The sovereign debt crises around the world rumble on. If it isn’t the UK and other European countries being downgraded or threatened with downgrades by credit rating agencies, then it’s the latest twists in the Greek saga.
You’d be forgiven for thinking that it’s all doom and gloom in the bond markets.
However, some countries are having their credit ratings raised. Fitch has just upgraded Icelandic debt to BBB-. This means that all three major agencies, (the other two being Standard & Poor’s and Moody’s) consider Icelandic debt to be investment grade once again. It costs nearly the same amount to insure Belgian debt against default as it does that of Iceland’s government.
And it’s not just markets and rating agencies who are happy – Iceland’s unemployment is only 7.2%, and GDP growth is expected to come in at 2.4% this year. That’s a lot stronger than anything forecast for the UK or the rest of Europe.
So what went right for Iceland? And what can we learn from its experience?
How Iceland’s problems started
From 2003 to 2008, Iceland went on a debt-fuelled buying spree. Iceland’s major banks began borrowing from international lenders on a huge scale to finance asset purchases. The population followed suit, borrowing from low interest-rate countries like Japan to bet on domestic assets (the carry trade).
While prices remained high, the banks made big profits, and a booming property market allowed ordinary people to borrow even more. At the peak of the debt bubble, the top three banks owed lenders debts equivalent to six times Iceland’s GDP.
Even rising interest rates could not halt the cycle, as foreign lenders piled in to take advantage of a strong currency and high-yielding Icelandic debt.
The warning signs were apparent for a good while even before the credit crunch kicked in. However, the party finally came to an end in October 2008 when the international financial crisis hit asset prices. The country’s over-levered banks were forced into bankruptcy.
What Iceland did
Governments around the world bailed out their financial sectors. The US government bought stakes in key banks and lent them money. Britain nationalised RBS, assuming all its debts. Ireland guaranteed all the debts of its six largest banks.
However, Iceland took a different tack. The government declared that it would only save domestic bank account holders – everyone else would have to fight over the remaining assets.
It also refused to pay foreign governments for the cost of compensating retail depositors in foreign subsidiaries of Iceland’s banks. Although a deal that would have paid the debts, over a longer schedule, was nearly agreed twice, it finally collapse due to public opposition.
Meanwhile, instead of trying to prop up its currency, Iceland let the value of the krona more than halve. It also imposed capital controls to prevent money leaving the country.
Make no mistake: Iceland still took a big hit. From the peak in the third quarter of 2007 to the trough in the second quarter of 2010, the economy shrank by 14.3%. The fall in the value of the krona pushed inflation up to nearly 19%.

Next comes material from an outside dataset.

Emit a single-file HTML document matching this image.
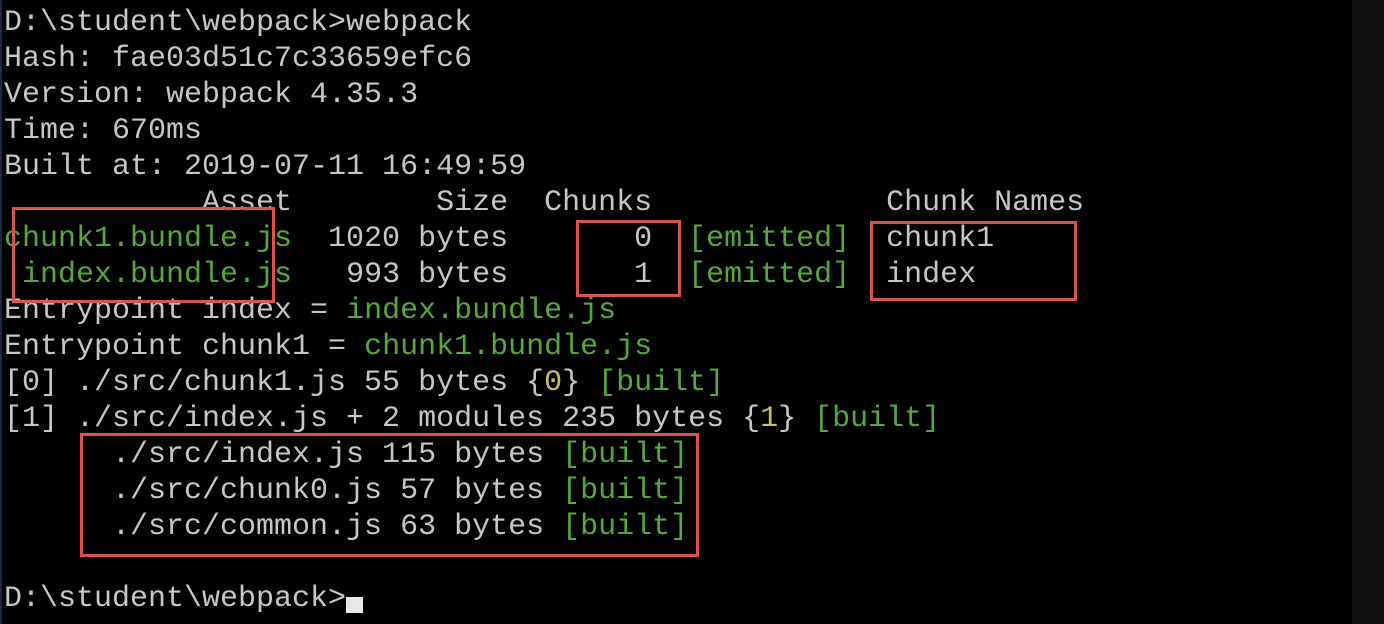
<!DOCTYPE html>
<html><head><meta charset="utf-8"><style>
html,body{margin:0;padding:0;background:#000;width:1384px;height:624px;overflow:hidden;position:relative}
pre{position:absolute;left:4px;top:5px;margin:0;font-family:"Liberation Mono",monospace;font-size:30px;line-height:36px;color:#c6c6c6;letter-spacing:0;white-space:pre}
.g{color:#55a83a}.y{color:#c9c25a}
.box{position:absolute;border:3px solid #d9534f;box-sizing:border-box}
.sb{position:absolute;left:1352px;top:0;width:32px;height:624px;background:#111}
.cur{position:absolute;left:346px;top:597px;width:17px;height:16px;background:#e8e8e8}
.edge{position:absolute;left:0;top:0;width:2px;height:624px;background:#1a2a40}
</style></head><body>
<div class="edge"></div>
<pre>D:\student\webpack&gt;webpack
Hash: fae03d51c7c33659efc6
Version: webpack 4.35.3
Time: 670ms
Built at: 2019-07-11 16:49:59
           Asset        Size  Chunks             Chunk Names
<span class="g">chunk1.bundle.js</span>  1020 bytes       0  <span class="g">[emitted]</span>  chunk1
 <span class="g">index.bundle.js</span>   993 bytes       1  <span class="g">[emitted]</span>  index
Entrypoint index = <span class="g">index.bundle.js</span>
Entrypoint chunk1 = <span class="g">chunk1.bundle.js</span>
[0] ./src/chunk1.js 55 bytes {<span class="y">0</span>} <span class="g">[built]</span>
[1] ./src/index.js + 2 modules 235 bytes {<span class="y">1</span>} <span class="g">[built]</span>
      ./src/index.js 115 bytes <span class="g">[built]</span>
      ./src/chunk0.js 57 bytes <span class="g">[built]</span>
      ./src/common.js 63 bytes <span class="g">[built]</span>

D:\student\webpack&gt;</pre>
<div class="cur"></div>
<div class="box" style="left:12px;top:207px;width:263px;height:96px"></div>
<div class="box" style="left:576px;top:220px;width:105px;height:77px"></div>
<div class="box" style="left:870px;top:221px;width:207px;height:80px"></div>
<div class="box" style="left:80px;top:433px;width:619px;height:124px"></div>
<div class="sb"></div>
</body></html>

The collapse of the banks decimated domestic stock markets. On 17 August 2007 the stock market peaked at 8,238. By 13 March 2009 – just over 18 months later – it reached a low of 379.93; a fall of more than 95%.
The decision not to compensate British and Dutch regulators for bailing out investors turned Iceland into an international pariah. The UK used anti-terror laws to freeze the assets of the Icelandic central bank. And Iceland may end up having to pay up anyway, if it loses an European Economic Area case against it.
That all sounds appalling. And most Icelanders would probably tell you that it was. But it’s only when you compare Iceland’s plight to what happened to other countries that you realise that things could have been much worse – particularly given the sheer scale of its banking bubble.
Cutting real wages through inflation meant that unemployment peaked at an annual rate of 7.6% in 2010 – lower than any of the peripheral European countries, for example. And after the initial plunge, the Icelandic economy has started to grow strongly again: GDP has grown by 6.9% since the second quarter of 2010.
On top of that, the decision not to bail out the banks has meant that debt/GDP levels peaked at an acceptable 100% of GDP, and are set to fall. By contrast, the Greek bail-out deal is hoping to achieve a debt-to-GDP ratio of 120% by 2020 – and that’s the best-case scenario.
The lessons for Europe
Iceland’s problems were closer to those of Ireland than those of Greece: the explosion of an outsized financial sector rather than a chronic inability to balance revenue and spending in the context of a fixed currency.
However, there are two key lessons that the rest of us, and those two countries in particular, can learn from Iceland. To avoid having banks drag them into bankruptcy, governments should focus on saving depositors only – not other bank creditors. That’s the lesson for Ireland.
As for Greece, Iceland’s experience suggests that devaluation and capital controls may be the least painful solution to an economic contraction.
None of this is easy or painless, as the Icelanders could tell you. And it doesn’t alter the fact that the best way to avoid a bust is to avoid having an unsustainable boom in the first place. Unfortunately, that’s a lesson that none of us seems able to learn.